Your task: Where a line holds "styles", copy it.
————————
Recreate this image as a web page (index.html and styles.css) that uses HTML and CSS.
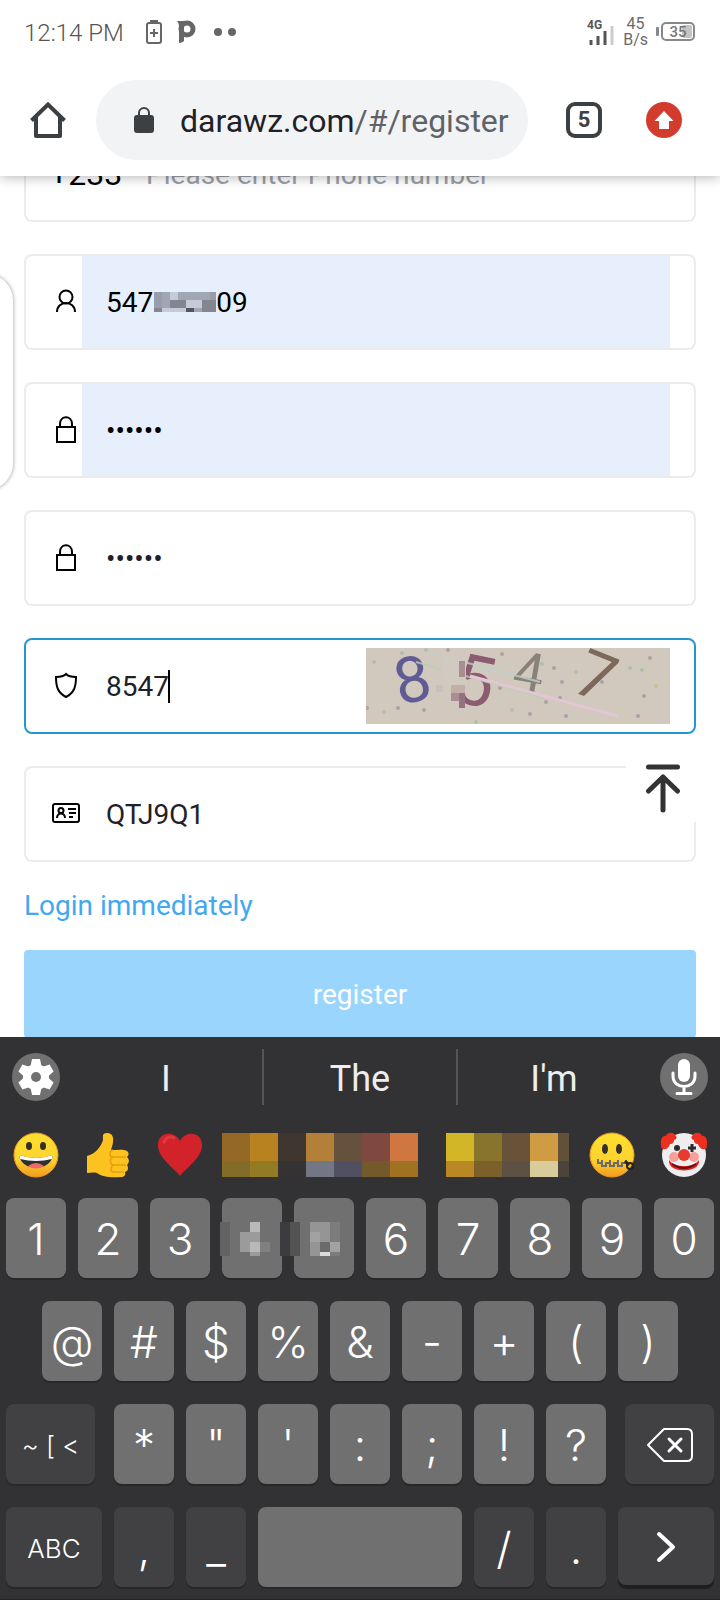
FILE: index.html
```html
<!DOCTYPE html>
<html lang="en">
<head>
    <meta charset="UTF-8" />
    <title>Register | darawz.com</title>
    <meta name="viewport" content="width=device-width, initial-scale=1.0" />
    <link rel="stylesheet" href="styles.css">
</head>
<body>
    <header class="top">
        <div class="status-bar">
            <span class="clock">12:14 PM</span>
            <svg class="notif" width="94" height="28" viewBox="0 0 94 28" fill="#666">
                <rect x="2" y="5" width="14" height="20" rx="2" fill="none" stroke="#666" stroke-width="2"/>
                <rect x="5" y="2" width="8" height="3"/>
                <path d="M9 11v8M5 15h8" stroke="#666" stroke-width="2"/>
                <circle cx="42" cy="11" r="6" fill="none" stroke="#666" stroke-width="5"/>
                <path d="M32 3h7v20q-2 2-5 2V8q0-3-2-5z"/>
                <circle cx="73" cy="14" r="4"/>
                <circle cx="87" cy="14" r="4"/>
            </svg>
            <div class="status-right">
                <svg width="28" height="28" viewBox="0 0 28 28">
                    <text x="0" y="11" class="net-type">4G</text>
                    <path d="M4 22v5M11 18v9M18 13v14" stroke="#555" stroke-width="3"/>
                    <path d="M25 8v19" stroke="#ccc" stroke-width="3"/>
                </svg>
                <span class="net-speed">45<br>B/s</span>
                <svg width="40" height="20" viewBox="0 0 40 20">
                    <rect x="0" y="5" width="3" height="9" rx="1" fill="#888"/>
                    <rect x="6" y="1" width="32" height="17" rx="4" fill="none" stroke="#888" stroke-width="2"/>
                    <rect x="26" y="3" width="10" height="13" rx="2" fill="#c4c4c4"/>
                    <text x="22" y="15" text-anchor="middle" class="battery-text">35</text>
                </svg>
            </div>
        </div>
        <div class="toolbar">
            <button class="icon-btn" aria-label="Home">
                <svg width="36" height="36" viewBox="0 0 36 36" fill="none" stroke="#3c4043" stroke-width="4" stroke-linejoin="round">
                    <path d="M1.500 18.500 18 2.500l16.500 16" stroke-linejoin="miter"/>
                    <path d="M6 15v19h24V15"/>
                </svg>
            </button>
            <div class="url-bar">
                <svg width="20" height="26" viewBox="0 0 20 26">
                    <rect y="8" width="20" height="18" rx="3" fill="#3c4043"/>
                    <path d="M5 9V6a5 5 0 0 1 10 0v3" fill="none" stroke="#3c4043" stroke-width="2"/>
                </svg>
                <span class="url">darawz.com<span class="path">/#/register</span></span>
            </div>
            <button class="tabs" aria-label="Tabs">5</button>
            <button class="icon-btn" aria-label="Update available">
                <svg width="36" height="36" viewBox="0 0 36 36">
                    <circle cx="18" cy="18" r="18" fill="#d33b2c"/>
                    <path d="M18 9 27.500 19H23v8H13v-8H8.500z" fill="#fff"/>
                </svg>
            </button>
        </div>
    </header>

    <main class="page">
        <form class="register-form">
            <div class="field">
                <span class="code">+233</span>
                <input class="phone" type="tel" placeholder="Please enter Phone number" aria-label="Phone number">
            </div>
            <div class="field">
                <label for="account">
                    <svg viewBox="0 0 32 32"><circle cx="16" cy="11" r="6.500"/><path d="M7 26c0-12 18-12 18 0"/></svg>
                </label>
                <input class="filled" type="text" id="account" value="547&#8199;&#8199;&#8199;&#8199;09" aria-label="Account">
                <svg class="account-mask" width="62" height="20" viewBox="0 0 62 20" shape-rendering="crispEdges">
                    <rect width="62" height="20" fill="#a1a6b4"/>
                    <path d="M0 16h8v4H0zM16 8h8v8h-8zM24 8h8v8h-8zM48 8h14v12H48z" fill="#82868f"/>
                    <path d="M16 0h8v8h-8zM8 16h8v4H8zM32 8h8v8h-8zM40 8h8v8h-8zM16 16h16v4H16z" fill="#c4cad8"/>
                    <path d="M0 0h8v16H0zM56 0h6v8h-6z" fill="#989dab"/>
                    <path d="M32 16h8v4h-8z" fill="#52555d"/>
                </svg>
            </div>
            <div class="field">
                <label for="password">
                    <svg viewBox="0 0 32 32"><path d="M7 13h18v15H7zM10 13v-3c0-9 12-9 12 0v3"/></svg>
                </label>
                <input class="filled" type="password" id="password" value="123456" aria-label="Password">
            </div>
            <div class="field">
                <label for="confirm">
                    <svg viewBox="0 0 32 32"><path d="M7 13h18v15H7zM10 13v-3c0-9 12-9 12 0v3"/></svg>
                </label>
                <input type="password" id="confirm" value="123456" aria-label="Confirm password">
            </div>
            <div class="field active">
                <label for="captcha">
                    <svg viewBox="0 0 32 32"><path d="M16 4c3 3 6 3 10 3 0 10-2 16-10 20C8 23 6 17 6 7c4 0 7 0 10-3z"/></svg>
                </label>
                <input class="code-input" type="text" id="captcha" value="8547" aria-label="Verification code">
                <span class="caret"></span>
                <svg class="captcha" width="304" height="76" viewBox="0 0 304 76">
                    <rect width="304" height="76" fill="#d2c9be"/>
                    <g fill="#b3bdac">
                        <circle cx="8" cy="14" r="2"/><circle cx="18" cy="64" r="2"/><circle cx="60" cy="2" r="2"/>
                        <circle cx="110" cy="74" r="2"/><circle cx="146" cy="62" r="2"/><circle cx="176" cy="16" r="2"/>
                        <circle cx="210" cy="24" r="2"/><circle cx="264" cy="20" r="2"/><circle cx="276" cy="22" r="2"/>
                        <circle cx="36" cy="5" r="2"/>
                    </g>
                    <g fill="#ada0a8">
                        <circle cx="1" cy="60" r="2"/><circle cx="32" cy="60" r="2"/><circle cx="58" cy="62" r="2"/>
                        <circle cx="82" cy="2" r="2"/><circle cx="136" cy="6" r="2"/><circle cx="134" cy="40" r="2"/>
                        <circle cx="164" cy="66" r="2"/><circle cx="180" cy="54" r="2"/><circle cx="194" cy="50" r="2"/>
                        <circle cx="196" cy="34" r="2"/><circle cx="200" cy="68" r="2"/><circle cx="188" cy="20" r="2"/>
                        <circle cx="272" cy="68" r="2"/><circle cx="278" cy="48" r="2"/><circle cx="284" cy="10" r="2"/>
                        <circle cx="236" cy="34" r="2"/>
                    </g>
                    <circle cx="290" cy="38" r="2" fill="#cdbf8c"/>
                    <g text-anchor="middle" class="captcha-text">
                        <text transform="translate(46 31) rotate(-12)" y="23" font-size="64" fill="#5f5c95">8</text>
                        <text transform="translate(109 33) rotate(12)" y="24" font-size="70" fill="#8b5b70">5</text>
                        <text transform="translate(163 24) rotate(10)" y="19" font-size="54" fill="#8a8279">4</text>
                        <text transform="translate(230 28) rotate(22)" y="23" font-size="66" fill="#7d695b">7</text>
                    </g>
                    <path d="M50 14 178 50" stroke="#b9d0b5" stroke-width="2" opacity=".8"/>
                    <path d="M60 4 174 34" stroke="#bfd0cc" stroke-width="2" opacity=".8"/>
                    <path d="M104 28 252 68" stroke="#e3c6d3" stroke-width="3"/>
                    <g shape-rendering="crispEdges">
                        <path d="M76 8h24v28H76z" fill="#d0cac0"/>
                        <path d="M93 13h6v16h-6z" fill="#a78e91"/>
                        <path d="M85 37h14v8H85z" fill="#c4aea8"/>
                        <path d="M85 45h8v8h-8z" fill="#aa8e91"/>
                        <path d="M93 45h6v15h-6z" fill="#94727f"/>
                        <path d="M70 37h7v7h-7z" fill="#c8c0be"/>
                    </g>
                </svg>
            </div>
            <div class="field">
                <label for="invite">
                    <svg viewBox="0 0 32 32">
                        <rect x="3" y="6" width="26" height="18" rx="2"/>
                        <circle cx="11" cy="12.500" r="2.500"/>
                        <path d="M7 20c0-6 8-6 8 0M18 11h8M19 15h7M19 19h4"/>
                    </svg>
                </label>
                <input type="text" id="invite" value="QTJ9Q1" aria-label="Invitation code">
            </div>
            <a class="login-link" href="#/login">Login immediately</a>
            <button class="register-btn" type="button">register</button>
        </form>
        <div class="edge-handle"></div>
        <button class="back-top" aria-label="Back to top">
            <svg width="36" height="50" viewBox="0 0 36 50" fill="none" stroke="#333" stroke-width="5" stroke-linecap="round" stroke-linejoin="round">
                <path d="M3.500 3h29M18 46V13M3.500 27 18 13l14.500 14"/>
            </svg>
        </button>
    </main>

    <section class="keyboard">
        <div class="suggestions">
            <button class="round" aria-label="Settings">
                <svg width="36" height="36" viewBox="0 0 36 36">
                    <g fill="#fff">
                        <circle cx="18" cy="18" r="13"/>
                        <path d="M14 0h8l2 10H12z"/>
                        <path d="M14 0h8l2 10H12z" transform="rotate(60 18 18)"/>
                        <path d="M14 0h8l2 10H12z" transform="rotate(120 18 18)"/>
                        <path d="M14 0h8l2 10H12z" transform="rotate(180 18 18)"/>
                        <path d="M14 0h8l2 10H12z" transform="rotate(240 18 18)"/>
                        <path d="M14 0h8l2 10H12z" transform="rotate(300 18 18)"/>
                    </g>
                    <circle cx="18" cy="18" r="5" fill="#707070"/>
                </svg>
            </button>
            <div class="words">
                <button>I</button>
                <button>The</button>
                <button>I'm</button>
            </div>
            <button class="round" aria-label="Voice input">
                <svg width="36" height="36" viewBox="0 0 36 36" fill="none" stroke="#fff" stroke-width="3" stroke-linecap="round">
                    <rect x="12" y="0" width="12" height="23" rx="6" fill="#fff" stroke="none"/>
                    <path d="M7 14v3c0 14 22 14 22 0v-3M18 28v5M11 34.500h14"/>
                </svg>
            </button>
        </div>

        <div class="emojis">
            <button aria-label="Grinning face">
                <svg width="48" height="48" viewBox="0 0 48 48">
                    <defs>
                        <linearGradient id="face" x2="0" y2="1">
                            <stop offset="0" stop-color="#fee02f"/><stop offset=".6" stop-color="#fdd32e"/><stop offset="1" stop-color="#f29a1f"/>
                        </linearGradient>
                    </defs>
                    <circle cx="24" cy="24" r="22" fill="url(#face)" stroke="#ed9a22"/>
                    <ellipse cx="17" cy="15" rx="3" ry="4" fill="#33302a"/>
                    <ellipse cx="31" cy="15" rx="3" ry="4" fill="#33302a"/>
                    <path d="M7 24q17 6 34 0c-2 17-32 17-34 0z" fill="#33302a"/>
                    <path d="M7 24q17 6 34 0l-1 4q-16 4-32 0z" fill="#fff"/>
                    <path d="M16 35q8-6 16 0-8 5-16 0z" fill="#ef6a6a"/>
                </svg>
            </button>
            <button aria-label="Thumbs up">
                <svg width="48" height="48" viewBox="0 0 48 48">
                    <path d="M3 25c8-2 14-9 16-16 0-4-1-7 4-7 8 0 7 9 4 17 6 0 13-1 16 1 3 3 1 5 0 6 3 3 2 6 0 8 2 3 1 6-2 7 1 3-1 5-4 5-9 1-19 0-24-4-4-1-7 0-10 0z" fill="#fcc21f"/>
                    <path d="M42 26H29c-4 0-4-6 0-7M42 34H30c-4 0-5-6-1-8M40 41H30c-4 0-4-6 0-7" fill="none" stroke="#e8a00e" stroke-width="1.500"/>
                </svg>
            </button>
            <button aria-label="Red heart">
                <svg width="48" height="48" viewBox="0 0 48 48">
                    <path d="M24 45C17 36 2 27 2 14 2 1 18-1 24 10 30-1 46 1 46 14c0 13-15 22-22 31z" fill="#d3232a"/>
                    <path d="M8 11c2-5 7-6 10-4" stroke="#dd3a3d" stroke-width="3" fill="none" stroke-linecap="round"/>
                </svg>
            </button>
            <svg class="mosaic mosaic-left" width="196" height="44" viewBox="0 0 196 44" shape-rendering="crispEdges">
                <path fill="#946926" d="M0 0h28v28H0z"/><path fill="#b88221" d="M28 0h28v28H28z"/>
                <path fill="#3f362f" d="M56 0h28v28H56z"/><path fill="#b38039" d="M84 0h28v28H84z"/>
                <path fill="#65513c" d="M112 0h28v28h-28z"/><path fill="#7f493f" d="M140 0h28v28h-28z"/>
                <path fill="#cf7641" d="M168 0h28v28h-28z"/>
                <path fill="#836b28" d="M0 28h28v16H0z"/><path fill="#937a25" d="M28 28h28v16H28z"/>
                <path fill="#353331" d="M56 28h28v16H56z"/><path fill="#737684" d="M84 28h28v16H84z"/>
                <path fill="#505062" d="M112 28h28v16h-28z"/><path fill="#74592a" d="M140 28h28v16h-28z"/>
                <path fill="#9e7220" d="M168 28h28v16h-28z"/>
            </svg>
            <svg class="mosaic mosaic-right" width="123" height="44" viewBox="0 0 123 44" shape-rendering="crispEdges">
                <path fill="#d3b628" d="M0 0h28v28H0z"/><path fill="#88752b" d="M28 0h28v28H28z"/>
                <path fill="#685338" d="M56 0h28v28H56z"/><path fill="#cf9b43" d="M84 0h28v28H84z"/>
                <path fill="#625037" d="M112 0h11v28h-11z"/>
                <path fill="#b98824" d="M0 28h28v16H0z"/><path fill="#7c602a" d="M28 28h28v16H28z"/>
                <path fill="#5c5142" d="M56 28h28v16H56z"/><path fill="#d9cb9c" d="M84 28h28v16H84z"/>
                <path fill="#4c443a" d="M112 28h11v16h-11z"/>
            </svg>
            <button aria-label="Zipper-mouth face">
                <svg width="48" height="48" viewBox="0 0 48 48">
                    <circle cx="24" cy="24" r="22" fill="url(#face)" stroke="#ed9a22"/>
                    <ellipse cx="17" cy="18" rx="3" ry="5" fill="#33302a"/>
                    <ellipse cx="31" cy="18" rx="3" ry="5" fill="#33302a"/>
                    <path d="M10 28v4h4v3h4v-3h4v3h4v-3h4v3h4v-3h5M14 32v-3M22 32v-3M30 32v-3M38 32v-3" fill="none" stroke="#6b6b68" stroke-width="2"/>
                    <path d="M37 30l4 4" stroke="#222" stroke-width="3"/>
                    <circle cx="42" cy="35" r="3" fill="none" stroke="#222" stroke-width="2"/>
                </svg>
            </button>
            <button aria-label="Clown face">
                <svg width="48" height="48" viewBox="0 0 48 48">
                    <circle cx="24" cy="24" r="22" fill="#eeeef0"/>
                    <path d="M1 15C0 8 3 4 6 5c1-4 8-4 9-1 3 2 1 5-1 5 0 4-3 4-4 4-1 5-8 8-9 2zM47 15c1-7-2-11-5-10-1-4-8-4-9-1-3 2-1 5 1 5 0 4 3 4 4 4 1 5 8 8 9 2z" fill="#ed2f20"/>
                    <circle cx="14" cy="26" r="5" fill="#f6a29b"/><circle cx="34" cy="26" r="5" fill="#f6a29b"/>
                    <circle cx="17" cy="17" r="3" fill="#2c2c30"/>
                    <path d="M32 13v8M28 17h8" stroke="#2c2c30" stroke-width="3"/>
                    <path d="M9 29c6 8 24 8 30 0 2 14-32 14-30 0z" fill="#e0231f"/>
                    <path d="M12 33q12 8 24 0" stroke="#64100f" stroke-width="2" fill="none"/>
                    <circle cx="24" cy="24" r="6" fill="#e63a2d"/>
                </svg>
            </button>
        </div>

        <div class="keys">
            <div class="key-row numbers">
                <button>1</button>
                <button>2</button>
                <button>3</button>
                <button class="masked" aria-label="4">
                    <svg class="key-mask" width="120" height="34" viewBox="0 0 120 34" shape-rendering="crispEdges">
                        <path fill="#626263" d="M0 0h10v34H0z"/>
                        <path fill="#b9b9b9" d="M30 0h10v10H30zM30 20h10v10H30z"/>
                        <path fill="#9b9b9b" d="M20 10h20v10H20zM20 20h10v10H20zM30 30h10v4H30z"/>
                        <path fill="#808080" d="M40 20h10v10H40z"/>
                        <path fill="#3c3c3e" d="M60 0h10v34H60z"/>
                        <path fill="#535354" d="M70 0h10v34H70z"/>
                        <path fill="#959595" d="M90 0h20v34H90z"/>
                        <path fill="#7c7c7c" d="M110 0h10v34h-10z"/>
                        <path fill="#a2a2a2" d="M90 10h10v10H90zM110 20h10v10h-10z"/>
                        <path fill="#6b6b6b" d="M100 20h10v10h-10z"/>
                        <path fill="#dcdcdc" d="M100 30h10v4h-10z"/>
                    </svg>
                </button>
                <button aria-label="5"></button>
                <button>6</button>
                <button>7</button>
                <button>8</button>
                <button>9</button>
                <button>0</button>
            </div>
            <div class="key-row symbols">
                <button>@</button>
                <button>#</button>
                <button>$</button>
                <button>%</button>
                <button>&amp;</button>
                <button>-</button>
                <button>+</button>
                <button>(</button>
                <button>)</button>
            </div>
            <div class="key-row marks">
                <button class="dark small wide-left">~ [ &lt;</button>
                <button>*</button>
                <button>"</button>
                <button>'</button>
                <button>:</button>
                <button>;</button>
                <button>!</button>
                <button>?</button>
                <button class="dark wide-right" aria-label="Delete">
                    <svg width="46" height="34" viewBox="0 0 46 34" fill="none" stroke="#fff" stroke-width="2" stroke-linecap="round" stroke-linejoin="round">
                        <path d="M1 17 17 1h23q5 0 5 5v22q0 5-5 5H17z"/>
                        <path d="m22 11 12 12M34 11 22 23" stroke-width="3"/>
                    </svg>
                </button>
            </div>
            <div class="key-row bottom">
                <button class="dark small">ABC</button>
                <button class="dark">,</button>
                <button class="dark">_</button>
                <button aria-label="Space"></button>
                <button class="dark">/</button>
                <button class="dark">.</button>
                <button class="dark next" aria-label="Next">
                    <svg width="20" height="32" viewBox="0 0 20 32" fill="none" stroke="#fff" stroke-width="4" stroke-linecap="round" stroke-linejoin="round">
                        <path d="m3 3 14 13L3 29"/>
                    </svg>
                </button>
            </div>
        </div>
    </section>
</body>
</html>
```

FILE: styles.css
```css
:root {
    --text-color: #1f2127;
    --border-color: #ebebed;
    --active-color: #2696d2;
    --link-color: #42a8f2;
    --button-color: #99d5fd;
    --autofill: #e7effc;
    --keyboard: #323234;
    --key: #707070;
    --key-dark: #414143;
}

* {
    box-sizing: border-box;
}

body {
    margin: 0;
    height: 100vh;
    display: flex;
    flex-direction: column;
    overflow: hidden;
    background: #fff;
    color: var(--text-color);
    font-family: Roboto, sans-serif;
    font-size: 28px;
}

button,
input {
    font: inherit;
    color: inherit;
    border: none;
    padding: 0;
    background: none;
    outline: none;
}

svg {
    display: block;
    flex: none;
}

/* Status bar and browser toolbar */
.top {
    position: relative;
    z-index: 2;
    background: #fff;
    box-shadow: 0 1px 12px rgba(0, 0, 0, 0.3);
}

.status-bar {
    display: flex;
    align-items: center;
    height: 64px;
    padding: 0 24px;
    color: #6b6b6b;
}

.clock {
    padding-top: 2px;
    font-size: 24px;
    font-weight: 300;
    color: #555;
}

.notif {
    margin-left: 21px;
}

.status-right {
    display: flex;
    align-items: center;
    gap: 8px;
    margin-left: auto;
}

.net-type {
    font-size: 12px;
    font-weight: 700;
    fill: #555;
}

.net-speed {
    font-size: 16px;
    line-height: 16px;
    text-align: center;
}

.battery-text {
    font-size: 15px;
    font-weight: 500;
    fill: #777;
}

.toolbar {
    display: flex;
    align-items: center;
    height: 112px;
    padding: 0 38px 0 30px;
}

.url-bar {
    display: flex;
    flex: 1;
    align-items: center;
    gap: 26px;
    height: 80px;
    margin: 0 38px 0 30px;
    padding-left: 38px;
    border-radius: 40px;
    background: #f1f3f4;
    font-size: 32px;
    white-space: nowrap;
}

.url {
    padding-top: 2px;
}

.url .path {
    color: #5f6368;
}

.tabs {
    width: 36px;
    height: 36px;
    margin-right: 44px;
    border: 4px solid #3c4043;
    border-radius: 9px;
    color: #3c4043;
    font-size: 22px;
    font-weight: 700;
    line-height: 28px;
}

/* Page, scrolled under the toolbar */
.page {
    position: relative;
    flex: 1;
    min-height: 0;
    overflow: hidden;
}

.register-form {
    display: flex;
    flex-direction: column;
    gap: 32px;
    margin-top: -50px;
    padding: 0 24px;
}

.field {
    position: relative;
    display: flex;
    align-items: center;
    height: 96px;
    padding: 0 24px;
    border: 2px solid var(--border-color);
    border-radius: 8px;
}

.field.active {
    border-color: var(--active-color);
}

.field label svg {
    width: 32px;
    height: 32px;
    fill: none;
    stroke: #000;
    stroke-width: 2;
}

.field input {
    flex: 1;
    min-width: 0;
    height: 100%;
    padding: 0 24px;
}

.field .filled {
    background: var(--autofill);
    color: #000;
}

.field input::placeholder {
    color: #9b9fa8;
    opacity: 1;
}

.code {
    font-size: 32px;
    color: #000;
}

.account-mask {
    position: absolute;
    left: 128px;
    top: 36px;
}

.caret {
    position: absolute;
    left: 142px;
    top: 30px;
    width: 2px;
    height: 33px;
    background: #000;
}

.captcha-text {
    font-weight: 400;
}

.login-link {
    align-self: flex-start;
    margin: -32px 0;
    line-height: 88px;
    color: var(--link-color);
    text-decoration: none;
}

.register-btn {
    height: 88px;
    border-radius: 4px;
    background: var(--button-color);
    color: #fff;
}

.edge-handle {
    position: absolute;
    left: -40px;
    top: 98px;
    width: 53px;
    height: 216px;
    border-radius: 32px;
    background: #fff;
    box-shadow: 0 0 4px rgba(0, 0, 0, 0.4);
}

.back-top {
    position: absolute;
    right: 20px;
    top: 572px;
    display: flex;
    align-items: center;
    justify-content: center;
    width: 74px;
    height: 74px;
    padding-top: 8px;
    background: #fff;
}

/* Keyboard */
.keyboard {
    background: var(--keyboard);
    color: #fff;
    font-family: Inter, sans-serif;
    font-weight: 300;
}

.suggestions {
    display: flex;
    align-items: center;
    gap: 10px;
    height: 80px;
    padding: 0 12px;
}

.round {
    display: flex;
    align-items: center;
    justify-content: center;
    width: 48px;
    height: 48px;
    border-radius: 50%;
    background: var(--key);
}

.words {
    display: flex;
    flex: 1;
    font-family: Roboto, sans-serif;
    font-size: 36px;
    font-weight: 400;
    color: #eee;
}

.words button {
    flex: 1;
    height: 56px;
    padding-top: 4px;
}

.words button + button {
    border-left: 2px solid #555557;
}

.emojis {
    display: grid;
    grid-template-columns: repeat(10, 1fr);
    align-items: center;
    justify-items: center;
    height: 76px;
}

.mosaic {
    justify-self: start;
}

.mosaic-left {
    grid-column: span 3;
    margin-left: 6px;
}

.mosaic-right {
    grid-column: span 2;
    margin-left: 14px;
}

.keys {
    display: flex;
    flex-direction: column;
    gap: 23px;
    padding: 5px 6px 12px;
    border-bottom: 1px solid #242426;
}

.key-row {
    display: grid;
    gap: 12px;
}

.key-row button {
    position: relative;
    display: flex;
    align-items: center;
    justify-content: center;
    height: 80px;
    padding-top: 2px;
    border-radius: 8px;
    background: var(--key);
    box-shadow: 0 2px 0 #28282a;
    font-size: 44px;
    white-space: nowrap;
}

.key-row .dark {
    background: var(--key-dark);
}

.key-row .small {
    font-size: 26px;
}

.key-row .next {
    height: 78px;
    box-shadow: 0 4px 0 #1f1f21;
}

.numbers {
    grid-template-columns: repeat(10, 1fr);
}

.symbols {
    grid-template-columns: repeat(9, 1fr);
    padding: 0 36px;
}

.marks {
    grid-template-columns: 96fr repeat(7, 60fr) 96fr;
}

.wide-left {
    margin-right: 7px;
}

.wide-right {
    margin-left: 7px;
}

.bottom {
    grid-template-columns: 96fr 60fr 60fr 204fr 60fr 60fr 96fr;
}

.key-row .masked {
    z-index: 1;
}

.key-mask {
    position: absolute;
    left: -2px;
    top: 24px;
}
```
————————
Exercise response:
Recreate this image as a web page (index.html and styles.css) that uses HTML and CSS.
    <link rel="stylesheet" href="styles.css">
FILE: styles.css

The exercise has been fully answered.